* STATED TASK
Check each line of the data below for the word "this", then extract the ones that have it.

* SUPPLIED DATA

--------

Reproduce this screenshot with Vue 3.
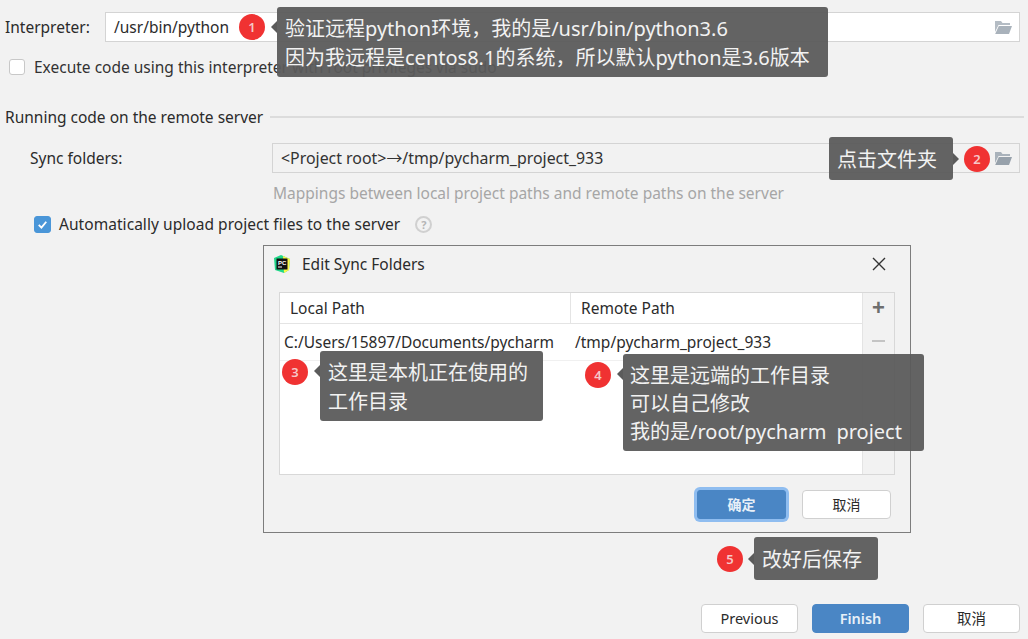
<script setup>
const notes = [
  { id: 1, cls: 'n1', lines: ['验证远程python环境，我的是/usr/bin/python3.6', '因为我远程是centos8.1的系统，所以默认python是3.6版本'] },
  { id: 2, cls: 'n2', lines: ['点击文件夹'] },
  { id: 3, cls: 'n3', lines: ['这里是本机正在使用的', '工作目录'] },
  { id: 4, cls: 'n4', lines: ['这里是远端的工作目录', '可以自己修改', '我的是/root/pycharm\u2002project'] },
  { id: 5, cls: 'n5', lines: ['改好后保存'] },
]
</script>

<template>
  <div class="page">
    <div class="row interp">
      <span class="lab">Interpreter:</span>
      <div class="field white">
        <span>/usr/bin/python</span>
        <svg class="folder" viewBox="0 0 18 16"><path d="M1 2h6l1.5 2H16v2H4.5L1 13z" fill="#b4bcc4"/><path d="M4.8 7H18l-3 8H1.2z" fill="#a9b2bb"/></svg>
      </div>
    </div>
    <label class="check-row root">
      <span class="box"></span>
      <span>Execute code using this interpreter with root privileges via sudo</span>
    </label>
    <div class="section"><span>Running code on the remote server</span><i></i></div>
    <div class="row sync">
      <span class="lab2">Sync folders:</span>
      <div class="field gray">
        <span>&lt;Project root&gt;→/tmp/pycharm_project_933</span>
        <svg class="folder" viewBox="0 0 18 16"><path d="M1 2h6l1.5 2H16v2H4.5L1 13z" fill="#a9b2bb"/><path d="M4.8 7H18l-3 8H1.2z" fill="#97a1ab"/></svg>
      </div>
    </div>
    <p class="hint">Mappings between local project paths and remote paths on the server</p>
    <label class="check-row auto">
      <span class="box on">
        <svg viewBox="0 0 18 18"><path d="M4.5 9.5l3.2 3.2 5.8-7" fill="none" stroke="#fff" stroke-width="2.2"/></svg>
      </span>
      <span>Automatically upload project files to the server</span>
      <span class="help">?</span>
    </label>
    <div class="footer">
      <button class="btn">Previous</button>
      <button class="btn primary">Finish</button>
      <button class="btn">取消</button>
    </div>

    <section class="dialog">
      <header class="dlg-head">
        <svg class="pc" viewBox="0 0 18 18">
          <path d="M1 3l7-3 9 4-1 11-5 3-9-3z" fill="#21d789"/>
          <path d="M10 1l7 3-1 11-5 3z" fill="#fcf84a"/>
          <rect x="3.5" y="3.5" width="11" height="11" fill="#111"/>
          <text x="5" y="9.5" class="pc-t">PC</text>
          <rect x="5" y="11.5" width="4" height="1" fill="#fff"/>
        </svg>
        <span>Edit Sync Folders</span>
        <svg class="close" viewBox="0 0 14 14"><path d="M1 1l12 12M13 1L1 13" stroke="#333" stroke-width="1.4"/></svg>
      </header>
      <div class="table">
        <div class="tbl-main">
          <div class="tr th"><span class="c1">Local Path</span><span class="c2">Remote Path</span></div>
          <div class="tr td"><span class="c1">C:/Users/15897/Documents/pycharm</span><span class="c2">/tmp/pycharm_project_933</span></div>
        </div>
        <div class="tools"><b class="plus">+</b><b class="minus"></b></div>
      </div>
      <div class="dlg-btns">
        <button class="btn sm primary focus">确定</button>
        <button class="btn sm">取消</button>
      </div>
    </section>

    <div v-for="n in notes" :key="n.id" class="note" :class="n.cls">
      <span class="dot">{{ n.id }}</span>
      <div class="tip"><div v-for="l in n.lines" :key="l">{{ l }}</div></div>
    </div>
  </div>
</template>

<style>
html, body { margin: 0; background: #f2f2f2; }
</style>

<style scoped>
.page {
  position: relative;
  box-sizing: border-box;
  width: 1028px;
  height: 639px;
  overflow: hidden;
  background: #f2f2f2;
  color: #2b2b2b;
  font: 15.5px/20px "Noto Sans", "Noto Sans CJK SC", sans-serif;
  display: flex;
  flex-direction: column;
  padding-top: 12px;
}
.row { display: flex; align-items: center; }
.interp { padding-left: 5px; }
.lab { width: 100px; }
.sync { padding-left: 30px; margin-top: 16px; }
.lab2 { width: 242px; }
.field {
  box-sizing: border-box;
  height: 30px;
  display: flex;
  align-items: center;
  justify-content: space-between;
  padding: 0 7px 1px 8px;
  border: 1px solid #d4d4d4;
}
.interp .field { width: 915px; }
.sync .field { width: 748px; font-size: 15.9px; }
.white { background: #fff; }
.gray { background: #f2f2f2; color: #333; }
.folder { width: 18px; height: 16px; margin-top: 1px; }
.check-row { display: flex; align-items: center; }
.root { padding-left: 9px; margin-top: 15px; gap: 9px; height: 20px; color: #333; }
.box {
  box-sizing: border-box;
  width: 16px;
  height: 16px;
  border: 1px solid #c8c8c8;
  border-radius: 3px;
  background: #fff;
  flex: none;
}
.box.on { width: 17px; height: 17px; background: #4a96d8; border-color: #4a96d8; display: flex; }
.box.on svg { width: 100%; height: 100%; }
.section {
  display: flex;
  align-items: center;
  gap: 7px;
  padding: 0 4px 0 5px;
  margin-top: 30px;
}
.section i { flex: 1; height: 2px; background: #dcdcdc; }
.hint { margin: 10px 0 0 273px; color: #a6a6a6; }
.auto { padding-left: 34px; margin-top: 11px; gap: 8px; letter-spacing: 0.05px; }
.help {
  box-sizing: border-box;
  width: 17px;
  height: 17px;
  margin-left: 7px;
  border: 2px solid #d0d0d0;
  border-radius: 50%;
  color: #b5b5b5;
  font-size: 11px;
  line-height: 13px;
  text-align: center;
  font-weight: 700;
}
.footer {
  margin-top: auto;
  margin-bottom: 6px;
  padding-right: 8px;
  display: flex;
  justify-content: flex-end;
  gap: 14px;
}
.btn {
  box-sizing: border-box;
  width: 97px;
  height: 29px;
  padding: 0;
  border: 1px solid #d0d0d0;
  border-radius: 4px;
  background: #fff;
  color: #2b2b2b;
  font: 14.5px/1 "Noto Sans", "Noto Sans CJK SC", sans-serif;
}
.btn.primary { background: #4a86c5; border-color: #4a86c5; color: #e8f0f8; font-weight: 600; }
.dialog {
  position: absolute;
  left: 263px;
  top: 245px;
  box-sizing: border-box;
  width: 648px;
  height: 288px;
  border: 1px solid #7d7d7d;
  background: #f2f2f2;
  display: flex;
  flex-direction: column;
  padding: 0 15px;
}
.dlg-head {
  display: flex;
  align-items: center;
  gap: 11px;
  height: 36px;
  margin: 0 -6px;
  flex: none;
  position: relative;
}
.pc { width: 18px; height: 18px; }
.pc-t { font: 700 6px/1 "Liberation Sans", sans-serif; fill: #fff; }
.close { width: 14px; height: 14px; margin-left: auto; margin-right: 15px; }
.table {
  margin-top: 10px;
  height: 183px;
  box-sizing: border-box;
  display: flex;
  border: 1px solid #d8d8d8;
  background: #fff;
  flex: none;
}
.tbl-main { flex: 1; min-width: 0; }
.tr { display: flex; align-items: center; }
.th { height: 30px; border-bottom: 1px solid #e4e4e4; }
.td { height: 37px; box-sizing: border-box; border-bottom: 1px solid #f0f0f0; }
.c1 { width: 291px; box-sizing: border-box; flex: none; }
.th .c1 { padding-left: 10px; height: 100%; line-height: 30px; border-right: 1px solid #e4e4e4; }
.th .c2 { padding-left: 10px; }
.td .c1 { padding-left: 4px; white-space: nowrap; }
.td .c2 { padding-left: 4px; }
.tools {
  width: 31px;
  flex: none;
  background: #f2f2f2;
  border-left: 1px solid #e4e4e4;
  display: flex;
  flex-direction: column;
  align-items: center;
  padding-top: 3px;
}
.plus { font: 700 22px/24px "Liberation Sans", sans-serif; color: #6e6e6e; }
.minus { width: 13px; height: 2px; background: #c4c4c4; margin-top: 20px; }
.dlg-btns {
  display: flex;
  justify-content: flex-end;
  align-items: center;
  gap: 16px;
  margin-top: 15px;
  padding-right: 4px;
}
.btn.sm { width: 89px; height: 29px; font-size: 14px; }
.btn.focus { box-shadow: 0 0 0 3px #8fbdf0; border-radius: 3px; }
.note { position: absolute; display: flex; align-items: center; }
.dot {
  width: 26px;
  height: 26px;
  border-radius: 50%;
  background: #f03232;
  color: #f6c8c8;
  font: 600 13px/26px "Noto Sans", sans-serif;
  text-align: center;
  flex: none;
}
.tip {
  position: relative;
  box-sizing: border-box;
  margin-left: 12px;
  padding: 2px 8px 0;
  background: rgba(91, 91, 91, 0.95);
  border-radius: 3px;
  color: #f2f2f2;
  font: 20px/29px "Noto Sans", "Noto Sans CJK SC", sans-serif;
  white-space: nowrap;
  display: flex;
  flex-direction: column;
  justify-content: center;
}
.tip::before {
  content: "";
  position: absolute;
  left: -6px;
  top: 50%;
  margin-top: -6px;
  border: 6px solid transparent;
  border-left: 0;
  border-right-color: #5b5b5b;
}
.n1 { left: 239px; top: 7px; }
.n1 .tip { width: 551px; height: 70px; }
.n1 .tip::before { top: 20px; }
.n1 .dot { margin-top: -30px; }
.n2 { left: 829px; top: 137px; flex-direction: row-reverse; }
.n2 .tip { width: 124px; height: 43px; margin: 0 11px 0 0; }
.n2 .tip::before { left: auto; right: -6px; border: 6px solid transparent; border-right: 0; border-left-color: #5b5b5b; }
.n3 { left: 282px; top: 351px; }
.n3 .tip { width: 223px; height: 70px; }
.n3 .tip::before { top: 20px; }
.n3 .dot { margin-top: -28px; }
.n4 { left: 585px; top: 354px; }
.n4 .tip { width: 301px; height: 97px; padding-left: 7px; line-height: 28px; }
.n4 .tip::before { top: 20px; }
.n4 .dot { margin-top: -55px; }
.n5 { left: 717px; top: 537px; }
.n5 .tip { width: 124px; height: 43px; margin-left: 11px; }
</style>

--------

* FULL SOLUTION
Reproduce this screenshot with Vue 3.
      <span>Execute code using this interpreter with root privileges via sudo</span>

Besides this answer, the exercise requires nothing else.